The state of the English law at present aggravates the bad consequences to us of these defects in our lawyers. If ever there was a country in which good legal mechanics were wanted, England just now is that country. Our law is unquestionably better in substance than it was fifty years ago, but it is also worse in form. In the time of Lord Eldon it had some kind of unity and consistency about it; it was, in a certain sense, all of a piece. But now, the reforms which have swept away most of the worst abuses have made it of a piece no longer. Side by side with the dull colouring of the old law there are bright patches of new statutes. An Act of Parliament has destroyed this and that singular growth of history, and has erected instead this and that useful contrivance. But exactly how much was destroyed and how much was left depended on the caprice of Parliament. Very likely the reforming Act was changed in “Committee” in the Commons; some important clause was maimed, or some dubious words inserted; or perhaps some old but still vigorous law lord fell upon the measure, and twisted it to suit ancient opinion. The tide of law reform has been like the tide of the sea; it has advanced most powerfully, but it has also stopped most curiously. The line between the old English law and the new is as accidental a line as any sea-beach; it was caused by the momentary magnitude of shifting forces, and bears hardly a trace of settled design.

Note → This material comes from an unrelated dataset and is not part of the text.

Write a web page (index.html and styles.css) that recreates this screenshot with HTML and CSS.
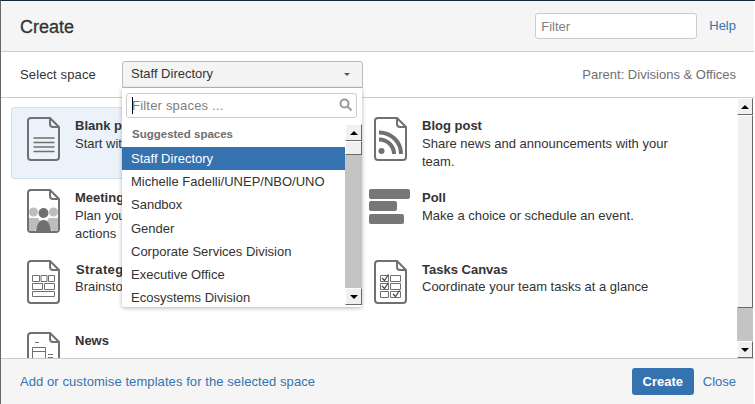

But as an involved country taxes the map-maker, so an involved law taxes the jurist; the more complex the law the more difficult to see it or to mend it. But we in England want both things of our lawyers. We want to have a difficult law made as certain as it can be made; we want to know, as well as we can, which of our lawsuits are good and which bad before we spend money on them. We want also to have the ancient complex and patched aggregate of law shortened and simplified into a consistent and compact code. For this purpose we want a school of lawyers trained with singular care, and in the most fit way; whereas our barristers are trained with no care from the legislature, and in a most unfit way.

But, it will be said, how are these evils to be remedied? I do not think I am exactly bound to suggest cures—I only undertook to show the existence of an evil; and only persons infinitely more learned than myself can frame a scheme in detail. I can only sketch briefly a coarse outline.

The first and most plain thing to do is to establish an examination for the Bar. On the surface of the matter our policy is now ridiculous. We give barristers, as such, a monopoly of many important offices on the ground that they are supposed to know law, but we take no care that they do know law. In fact, many barristers have never learnt law; and many could not learn. Many have not the industry, and many have not the mind. And some of these unlearned persons are certainly appointed to posts requiring learning. Mr. Lowe tells us that he has seen a judge in the colonies appear ignorant of the common “forms of action,” and of the shape of the “declaration”—things which a man who had studied common law could not help knowing if he knew anything. The absurdity of confining offices to a class because it is supposed to be competent, and yet taking no care that this class is in truth competent, an examination would remove immediately.

But a good examination would do far more also. A real examination would compel men to study law as a whole, and to study it in its connections. There is no other way of preparing for an examination; a person in that sort of reading has carefully to consider not only what he knows, but what he does not know. He must make some sort of classification of the subject—some rough kind of map of it in his head. He cannot otherwise tell at all whether he is fit to stand the test or unfit. A successful student is for ever improving this mental map; day after day, and month after month, he comes to see new spaces to be known, and he fills the old spaces with new knowledge. A mere student in chambers may work hard at the “papers,” but he may, after all, know and feel that he only knows a series of isolated points. He scarcely knows how much there is between the points, or what else there is in the subject round about them.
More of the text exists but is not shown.